---- RECORDS SUPPLIED

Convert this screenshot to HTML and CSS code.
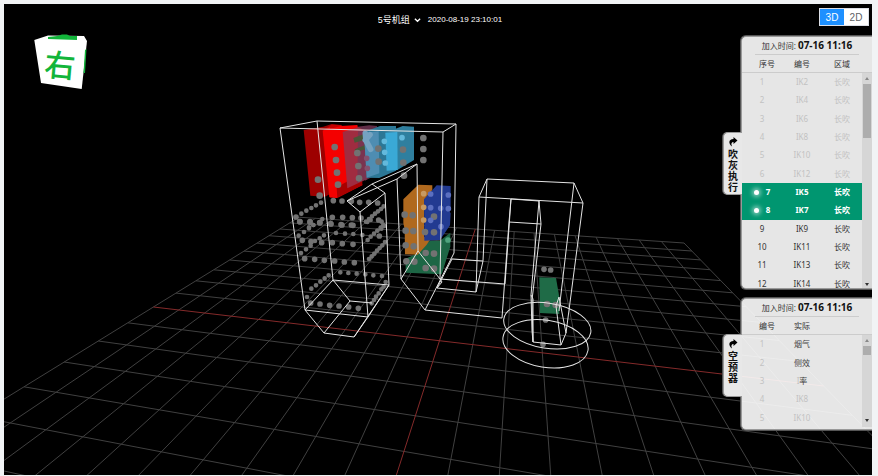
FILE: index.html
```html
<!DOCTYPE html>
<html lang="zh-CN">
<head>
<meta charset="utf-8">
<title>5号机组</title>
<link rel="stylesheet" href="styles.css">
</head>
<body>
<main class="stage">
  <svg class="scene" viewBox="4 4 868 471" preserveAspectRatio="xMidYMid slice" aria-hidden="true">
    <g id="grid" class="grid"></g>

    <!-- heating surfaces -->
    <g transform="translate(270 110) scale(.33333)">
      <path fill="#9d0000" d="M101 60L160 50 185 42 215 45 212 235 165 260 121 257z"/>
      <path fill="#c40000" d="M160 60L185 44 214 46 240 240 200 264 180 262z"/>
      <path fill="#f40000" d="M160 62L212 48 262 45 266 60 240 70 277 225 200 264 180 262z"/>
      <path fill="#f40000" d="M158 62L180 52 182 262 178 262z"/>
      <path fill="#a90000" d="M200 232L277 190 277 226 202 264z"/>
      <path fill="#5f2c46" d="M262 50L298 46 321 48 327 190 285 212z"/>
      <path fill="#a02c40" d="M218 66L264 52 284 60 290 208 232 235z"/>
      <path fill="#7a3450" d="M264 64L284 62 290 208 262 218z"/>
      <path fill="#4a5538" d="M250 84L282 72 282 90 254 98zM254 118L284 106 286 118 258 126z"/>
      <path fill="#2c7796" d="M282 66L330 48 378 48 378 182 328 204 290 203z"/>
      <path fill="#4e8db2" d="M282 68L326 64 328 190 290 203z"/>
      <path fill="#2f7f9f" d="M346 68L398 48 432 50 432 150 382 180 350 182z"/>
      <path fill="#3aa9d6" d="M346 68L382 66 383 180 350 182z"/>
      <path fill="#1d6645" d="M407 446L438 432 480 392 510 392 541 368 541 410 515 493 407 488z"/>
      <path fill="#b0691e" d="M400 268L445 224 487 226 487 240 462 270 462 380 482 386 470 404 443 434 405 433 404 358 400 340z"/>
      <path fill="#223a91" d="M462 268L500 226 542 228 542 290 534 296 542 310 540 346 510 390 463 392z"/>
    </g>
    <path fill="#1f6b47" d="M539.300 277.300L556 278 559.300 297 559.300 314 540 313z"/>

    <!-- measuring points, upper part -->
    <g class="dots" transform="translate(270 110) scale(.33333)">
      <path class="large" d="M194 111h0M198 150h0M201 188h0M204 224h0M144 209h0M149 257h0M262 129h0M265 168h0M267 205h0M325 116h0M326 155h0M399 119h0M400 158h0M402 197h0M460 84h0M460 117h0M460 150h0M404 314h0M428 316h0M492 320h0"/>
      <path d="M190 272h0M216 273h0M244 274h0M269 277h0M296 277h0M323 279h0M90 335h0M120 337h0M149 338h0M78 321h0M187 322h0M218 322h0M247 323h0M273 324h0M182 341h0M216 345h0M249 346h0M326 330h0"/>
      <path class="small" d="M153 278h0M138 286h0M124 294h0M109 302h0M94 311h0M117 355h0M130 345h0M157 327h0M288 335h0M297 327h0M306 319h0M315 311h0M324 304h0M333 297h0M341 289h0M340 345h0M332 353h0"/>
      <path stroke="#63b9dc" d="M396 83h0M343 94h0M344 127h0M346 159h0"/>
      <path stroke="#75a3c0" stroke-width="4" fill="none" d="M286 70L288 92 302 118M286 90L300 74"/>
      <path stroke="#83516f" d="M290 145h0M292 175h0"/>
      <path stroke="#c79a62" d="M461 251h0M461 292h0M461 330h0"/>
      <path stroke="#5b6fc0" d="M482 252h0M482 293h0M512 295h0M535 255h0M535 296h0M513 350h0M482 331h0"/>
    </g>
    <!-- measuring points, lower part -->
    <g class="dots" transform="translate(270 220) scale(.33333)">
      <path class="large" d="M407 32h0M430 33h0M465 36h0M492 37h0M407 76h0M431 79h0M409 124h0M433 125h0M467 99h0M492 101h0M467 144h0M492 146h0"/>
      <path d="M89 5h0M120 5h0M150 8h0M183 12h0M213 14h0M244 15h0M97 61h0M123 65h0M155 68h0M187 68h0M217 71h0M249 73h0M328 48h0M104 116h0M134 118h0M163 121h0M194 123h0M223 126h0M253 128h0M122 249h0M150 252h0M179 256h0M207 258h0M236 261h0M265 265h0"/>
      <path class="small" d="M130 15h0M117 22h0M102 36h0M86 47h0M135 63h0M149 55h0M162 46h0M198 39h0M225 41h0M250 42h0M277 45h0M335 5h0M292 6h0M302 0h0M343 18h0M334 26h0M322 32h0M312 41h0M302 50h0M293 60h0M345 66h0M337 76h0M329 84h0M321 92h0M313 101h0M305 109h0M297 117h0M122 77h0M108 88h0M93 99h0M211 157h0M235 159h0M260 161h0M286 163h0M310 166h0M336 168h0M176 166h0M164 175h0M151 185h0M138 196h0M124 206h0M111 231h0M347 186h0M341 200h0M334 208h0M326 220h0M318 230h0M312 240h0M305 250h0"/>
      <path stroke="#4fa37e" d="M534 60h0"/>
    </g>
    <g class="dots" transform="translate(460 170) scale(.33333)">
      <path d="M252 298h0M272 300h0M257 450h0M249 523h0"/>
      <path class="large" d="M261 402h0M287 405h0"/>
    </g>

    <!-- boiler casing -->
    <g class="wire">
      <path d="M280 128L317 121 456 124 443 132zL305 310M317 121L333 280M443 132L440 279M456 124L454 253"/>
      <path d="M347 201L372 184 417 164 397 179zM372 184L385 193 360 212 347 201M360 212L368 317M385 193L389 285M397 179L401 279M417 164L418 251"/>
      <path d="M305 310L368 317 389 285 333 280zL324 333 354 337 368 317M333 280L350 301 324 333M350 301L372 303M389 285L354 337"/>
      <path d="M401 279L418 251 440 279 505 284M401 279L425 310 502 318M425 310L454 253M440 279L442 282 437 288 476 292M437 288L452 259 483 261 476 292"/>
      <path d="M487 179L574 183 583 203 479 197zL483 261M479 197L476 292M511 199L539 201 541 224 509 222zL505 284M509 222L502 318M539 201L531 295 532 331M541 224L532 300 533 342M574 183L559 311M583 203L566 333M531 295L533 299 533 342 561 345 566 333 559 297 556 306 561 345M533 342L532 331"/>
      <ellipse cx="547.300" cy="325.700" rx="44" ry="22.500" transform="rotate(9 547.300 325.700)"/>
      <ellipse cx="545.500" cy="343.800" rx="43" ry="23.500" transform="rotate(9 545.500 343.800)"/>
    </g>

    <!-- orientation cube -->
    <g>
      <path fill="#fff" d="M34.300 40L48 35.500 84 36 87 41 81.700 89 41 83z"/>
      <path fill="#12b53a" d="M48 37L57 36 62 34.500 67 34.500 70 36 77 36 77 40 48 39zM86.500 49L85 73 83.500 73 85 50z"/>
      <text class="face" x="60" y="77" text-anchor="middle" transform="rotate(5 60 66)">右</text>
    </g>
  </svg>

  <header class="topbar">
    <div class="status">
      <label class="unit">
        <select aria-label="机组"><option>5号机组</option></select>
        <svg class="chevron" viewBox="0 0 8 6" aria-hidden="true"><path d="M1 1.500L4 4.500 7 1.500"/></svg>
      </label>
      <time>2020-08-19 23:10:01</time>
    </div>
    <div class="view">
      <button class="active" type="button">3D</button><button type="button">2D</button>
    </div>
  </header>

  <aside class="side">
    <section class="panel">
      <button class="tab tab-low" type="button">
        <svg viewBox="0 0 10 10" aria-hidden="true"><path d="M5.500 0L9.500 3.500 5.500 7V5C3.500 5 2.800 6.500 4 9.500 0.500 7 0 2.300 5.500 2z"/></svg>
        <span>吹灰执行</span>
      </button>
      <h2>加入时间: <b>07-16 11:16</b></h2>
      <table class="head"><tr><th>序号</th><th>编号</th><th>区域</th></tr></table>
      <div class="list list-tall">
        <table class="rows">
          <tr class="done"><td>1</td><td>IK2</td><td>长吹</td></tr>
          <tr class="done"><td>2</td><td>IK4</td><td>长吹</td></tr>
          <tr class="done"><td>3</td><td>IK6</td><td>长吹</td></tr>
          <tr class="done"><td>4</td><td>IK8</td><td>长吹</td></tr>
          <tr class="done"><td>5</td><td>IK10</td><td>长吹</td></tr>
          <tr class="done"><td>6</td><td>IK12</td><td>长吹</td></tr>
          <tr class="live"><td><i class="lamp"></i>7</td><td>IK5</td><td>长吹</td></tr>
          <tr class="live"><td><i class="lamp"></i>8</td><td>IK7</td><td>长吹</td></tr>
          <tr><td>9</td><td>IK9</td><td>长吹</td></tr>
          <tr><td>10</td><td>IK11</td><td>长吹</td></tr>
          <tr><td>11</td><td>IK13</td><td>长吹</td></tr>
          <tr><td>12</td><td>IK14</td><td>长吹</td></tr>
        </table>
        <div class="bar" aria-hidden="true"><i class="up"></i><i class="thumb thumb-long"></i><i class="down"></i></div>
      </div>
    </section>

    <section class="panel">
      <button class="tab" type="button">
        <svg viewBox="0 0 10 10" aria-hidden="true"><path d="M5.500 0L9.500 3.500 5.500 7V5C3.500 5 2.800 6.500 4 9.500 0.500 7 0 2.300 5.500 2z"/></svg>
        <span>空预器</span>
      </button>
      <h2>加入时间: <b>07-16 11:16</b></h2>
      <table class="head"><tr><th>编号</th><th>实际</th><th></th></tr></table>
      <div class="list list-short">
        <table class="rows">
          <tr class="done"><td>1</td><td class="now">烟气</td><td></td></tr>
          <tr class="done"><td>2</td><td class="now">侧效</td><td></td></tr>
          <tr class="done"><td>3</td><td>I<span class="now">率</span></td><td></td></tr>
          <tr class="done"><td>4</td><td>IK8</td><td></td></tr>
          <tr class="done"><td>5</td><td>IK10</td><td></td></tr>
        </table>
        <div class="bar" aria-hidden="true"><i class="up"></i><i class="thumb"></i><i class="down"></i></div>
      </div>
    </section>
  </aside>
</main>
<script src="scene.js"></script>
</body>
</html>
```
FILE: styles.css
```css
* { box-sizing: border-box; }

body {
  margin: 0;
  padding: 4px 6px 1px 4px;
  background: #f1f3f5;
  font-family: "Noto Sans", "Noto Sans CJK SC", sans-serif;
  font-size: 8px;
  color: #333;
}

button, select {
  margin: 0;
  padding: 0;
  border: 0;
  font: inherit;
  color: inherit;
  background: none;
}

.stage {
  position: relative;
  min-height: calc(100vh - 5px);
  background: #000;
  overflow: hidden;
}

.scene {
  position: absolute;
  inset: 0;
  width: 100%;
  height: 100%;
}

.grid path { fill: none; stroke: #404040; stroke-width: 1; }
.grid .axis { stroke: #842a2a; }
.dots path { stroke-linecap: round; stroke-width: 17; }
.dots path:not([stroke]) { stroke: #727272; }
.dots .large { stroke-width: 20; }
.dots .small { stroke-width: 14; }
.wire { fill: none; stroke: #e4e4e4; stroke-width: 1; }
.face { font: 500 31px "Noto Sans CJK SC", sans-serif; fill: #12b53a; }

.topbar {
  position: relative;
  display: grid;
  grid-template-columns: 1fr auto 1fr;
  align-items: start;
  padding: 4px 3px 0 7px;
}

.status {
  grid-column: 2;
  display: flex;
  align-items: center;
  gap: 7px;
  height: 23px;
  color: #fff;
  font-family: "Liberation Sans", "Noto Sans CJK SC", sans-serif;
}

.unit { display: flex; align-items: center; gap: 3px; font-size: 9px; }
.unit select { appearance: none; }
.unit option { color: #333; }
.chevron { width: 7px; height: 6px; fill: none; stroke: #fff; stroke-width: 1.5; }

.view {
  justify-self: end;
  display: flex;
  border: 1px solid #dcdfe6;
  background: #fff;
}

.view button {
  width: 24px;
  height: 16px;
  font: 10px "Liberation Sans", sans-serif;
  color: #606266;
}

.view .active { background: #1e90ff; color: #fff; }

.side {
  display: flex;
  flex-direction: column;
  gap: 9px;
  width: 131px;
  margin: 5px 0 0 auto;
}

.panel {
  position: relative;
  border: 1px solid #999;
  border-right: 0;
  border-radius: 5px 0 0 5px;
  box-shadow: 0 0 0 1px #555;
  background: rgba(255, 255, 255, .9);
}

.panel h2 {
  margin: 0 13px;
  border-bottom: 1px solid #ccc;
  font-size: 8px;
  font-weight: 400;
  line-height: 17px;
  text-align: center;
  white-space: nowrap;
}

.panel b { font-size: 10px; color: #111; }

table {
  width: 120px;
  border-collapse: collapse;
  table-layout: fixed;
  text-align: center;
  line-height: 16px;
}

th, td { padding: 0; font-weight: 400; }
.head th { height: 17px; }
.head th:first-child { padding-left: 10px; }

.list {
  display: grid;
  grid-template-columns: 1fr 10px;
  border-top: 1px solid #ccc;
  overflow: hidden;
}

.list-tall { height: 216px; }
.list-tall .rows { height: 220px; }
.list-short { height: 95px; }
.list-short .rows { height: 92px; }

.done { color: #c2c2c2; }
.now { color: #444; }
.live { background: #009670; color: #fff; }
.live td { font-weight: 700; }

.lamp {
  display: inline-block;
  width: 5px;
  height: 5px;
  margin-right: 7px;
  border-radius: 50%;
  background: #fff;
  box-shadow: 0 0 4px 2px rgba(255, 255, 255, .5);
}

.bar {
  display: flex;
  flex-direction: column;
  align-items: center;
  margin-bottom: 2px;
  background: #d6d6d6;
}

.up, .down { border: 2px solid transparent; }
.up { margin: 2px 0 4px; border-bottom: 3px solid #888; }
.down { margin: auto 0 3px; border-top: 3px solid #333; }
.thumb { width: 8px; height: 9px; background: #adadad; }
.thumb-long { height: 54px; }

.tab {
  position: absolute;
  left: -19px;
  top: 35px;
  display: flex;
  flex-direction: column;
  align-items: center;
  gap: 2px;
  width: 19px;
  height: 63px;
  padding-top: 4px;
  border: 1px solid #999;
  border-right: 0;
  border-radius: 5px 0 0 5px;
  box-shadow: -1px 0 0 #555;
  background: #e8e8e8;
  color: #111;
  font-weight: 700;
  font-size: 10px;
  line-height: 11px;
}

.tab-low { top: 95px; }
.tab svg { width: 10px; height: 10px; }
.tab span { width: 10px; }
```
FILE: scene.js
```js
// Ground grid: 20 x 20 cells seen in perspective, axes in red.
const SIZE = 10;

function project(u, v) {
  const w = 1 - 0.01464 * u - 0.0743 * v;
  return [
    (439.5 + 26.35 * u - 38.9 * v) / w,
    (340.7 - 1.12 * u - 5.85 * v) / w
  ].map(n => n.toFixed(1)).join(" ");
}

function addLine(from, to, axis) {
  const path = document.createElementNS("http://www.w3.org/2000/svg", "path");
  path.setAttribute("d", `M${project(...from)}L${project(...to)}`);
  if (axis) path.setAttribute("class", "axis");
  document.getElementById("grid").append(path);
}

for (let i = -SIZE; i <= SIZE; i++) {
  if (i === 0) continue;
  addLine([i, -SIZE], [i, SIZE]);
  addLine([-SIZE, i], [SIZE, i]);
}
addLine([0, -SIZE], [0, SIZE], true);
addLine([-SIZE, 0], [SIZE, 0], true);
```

--------
---- RECORDS SUPPLIED

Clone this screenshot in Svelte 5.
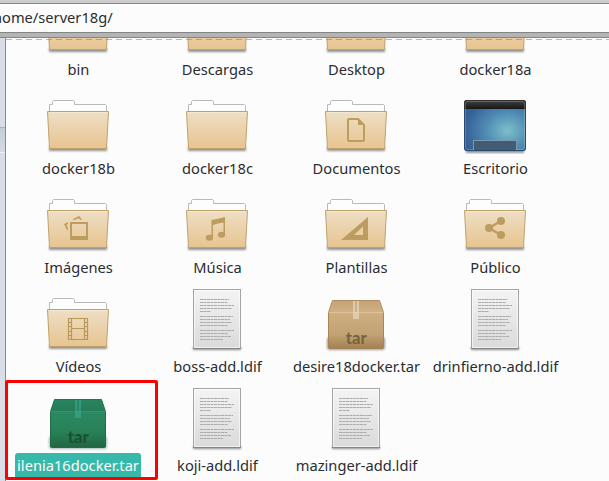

--------

TASK GOAL: From the listing above, copy every line that holds the string "this".

ANSWER:
Convert this screenshot to HTML and CSS code.
Clone this screenshot in Svelte 5.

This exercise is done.